Can you re-test with the latest code?
It's now Ok, but not perfect :)
I've updated my tests a bit here in case you'll need it.
Let's consider following timings
| Benchmark | Average | Units | Description |
|---|---|---|---|
| HashTest.queryHash | 0.530 | us/op | Top time I'd like to get |
| QueryTest.queryHash | 1.141 | us/op | Before the fix |
| QueryTest.queryHash | 0.837 | us/op | Compiled from current master. Current state |
| QueryTest.queryHash | 0.679 | us/op | Change-1 (see below) |
| QueryTest.queryHash | 0.540 | us/op | Change-2 (see below) |
-
Change-1 Add shortcut for Equals query and uniqueIndexes in CollectionQueryEngine#retrieve as below:
if(query instanceof Equal) { Index<O> uniqueIndex = uniqueIndexes.get(((Equal)query).getAttribute()); if (uniqueIndex != null && uniqueIndex.supportsQuery(query, queryOptions)) { return uniqueIndex.retrieve(query, queryOptions); } }This saves 0.140 us/op or 19% saving. I guess it's safe, as it we do not need any queryOptions processing for the single Equals query.
-
Change-2 Comment out two first lines in ConcurrentIndexedCollection#retrieve
public ResultSet<O> retrieve(Query<O> query, QueryOptions queryOptions) {
final QueryOptions queryOptionsOpened = queryOptions;
// final QueryOptions queryOptionsOpened = openRequestScopeResourcesIfNecessary(queryOptions);
// flagAsReadRequest(queryOptionsOpened)
It's definitely would not work now, but would save another 0.140 us/op and we will be pretty close to HashTest.queryHash timings. Those two lines commented actually put two values to query options hash ad flags:
...
queryOptions.put(Persistence.class, persistence);
...
FlagsEnabled.forQueryOptions(queryOptions).add(PersistenceFlags.READ_REQUEST);
And this is rather expensive for this kind of queries. I guess It's unfixable in current version. I'd have in QueryOptions fields instead of storing in hash flags and options that are known at compile time. This would definitely faster. For now I'm just checking those option and flag already present in the query - it's a bit faster than putting them to map. This will finally give 0.594 us/op that is only 11% slower than hash. I'd say it's perfect for now. Will commit in a minute.

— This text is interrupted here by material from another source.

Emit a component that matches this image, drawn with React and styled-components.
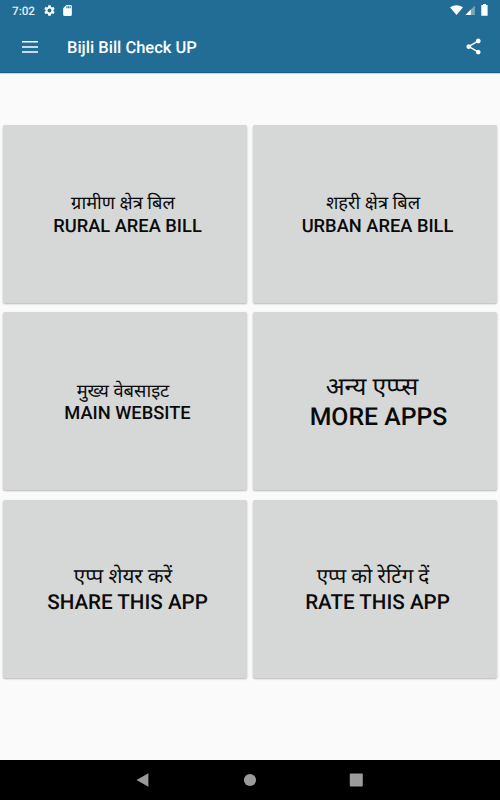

Add pull request https://github.com/npgall/cqengine/pull/107 Please review.
Thank you for your time.
Thanks for the additional suggestions.
Re: Change 1 - this would need to be in the retrieveRecursive() method instead of the retrieve() method, in order for it to work with nested queries.
Re: Change 2 - I created an experimental branch to see if we could measure the performance difference by not allocating HashMaps in QueryOptions. It's a work in progress: https://github.com/npgall/cqengine/blob/optimize-query-options/code/src/main/java/com/googlecode/cqengine/query/option/QueryOptions.java
Re: Re: Change 1 - this would need to be in the retrieveRecursive() method instead of the retrieve() method, in order for it to work with nested queries
nested queries works well as it's properly handled in getResultSetWithLowestRetrievalCost() which is called from retrieveRecursive() adding the check for Equals in retrieve() is a shortcut to bypass any other checks and return result set as fast as possible.
I've experimented further based on the idea from your optiize-query-options branch. Below is a benchmark values for different options. Note, I'm experimenting on different hardware and values are incomparable to above. Also note that I've added another test that do not cache query options between executions.
| Benchmark | Caching | nonCaching | Units | Description |
|---|---|---|---|---|
| HashTest.queryHash | 0.207 | 0.207 | us/op | This is new top time to compare. Note it's 2.5 times faster than above |
| QueryTest.uniqueQuery | 0.768 | 0.897 | us/op | Equals query test for cqengine 2.8.0 |
| QueryTest.uniqueQuery | 0.520 | 0.630 | us/op | Compiled from current master. Current state |
| QueryTest.uniqueQuery | 0.422 | 0.562 | us/op | check for Equals in retrieve and check options before queryOptions.put |
| QueryTest.uniqueQuery | 0.406 | 0.424 | us/op | Completely reworked QueryOption and FlagsEnabled to use properties instead of hashes. All changes in my branch HERE |
As you could see, latest commits most win when not cache query option object. I have not investigated why I still have 2 times difference compared to HashTest on a better hardware.
We can't represent all of the flags as an enum actually, because we need to allow for extensibility. Several companies using CQEngine (mine included) have their own implementations of indexes and queries, and we need a way to allow index-specific flags to be set, where we don't know the keys in advance.
I have been reconsidering the approach I took in the branch actually. Mainly because of backward compatibility and the number of API changes involved.
I think another option may be to provide a QueryOptions.reset() method, to allow QueryOption objects to be recycled between requests instead. The reset() method would remove request-specific parameters, but would leave existing but empty HashMap and FlagsEnabled objects in place. This way we could avoid the need for new objects to be allocated each time.
I'll see if I can create a branch to test this.
I agree about compatibility, but I'm afraid it's hard to get top values with hash (with reset as well). Note also, using hash, has additional GC pressure (with reset() as well) - each key, value pair wrapped with new HashEntry object. They do probably stay in young gen and be GCed relatively fast, but no gc is better than any gc. Guess you'll get values close to line#3->nonCaching in the table above (corrected to your hardware) with reset().
That's a good point about HashEntry/Node objects. I'll prepare a different branch so we can test it. It would be nice to find a way to avoid the HashEntry allocations.
EDIT: relevant: http://stackoverflow.com/questions/23828425/is-there-a-hashmap-implementation-in-java-that-produces-no-garbage
Just a heads up that I've released CQEngine 2.9.1 which includes your first pull request and some of these performance improvements (many thanks!). I'll keep this issue open until I/we've had time to look at the other optimizations in this issue as well.
Thank you on update and the time you spend on cqengine.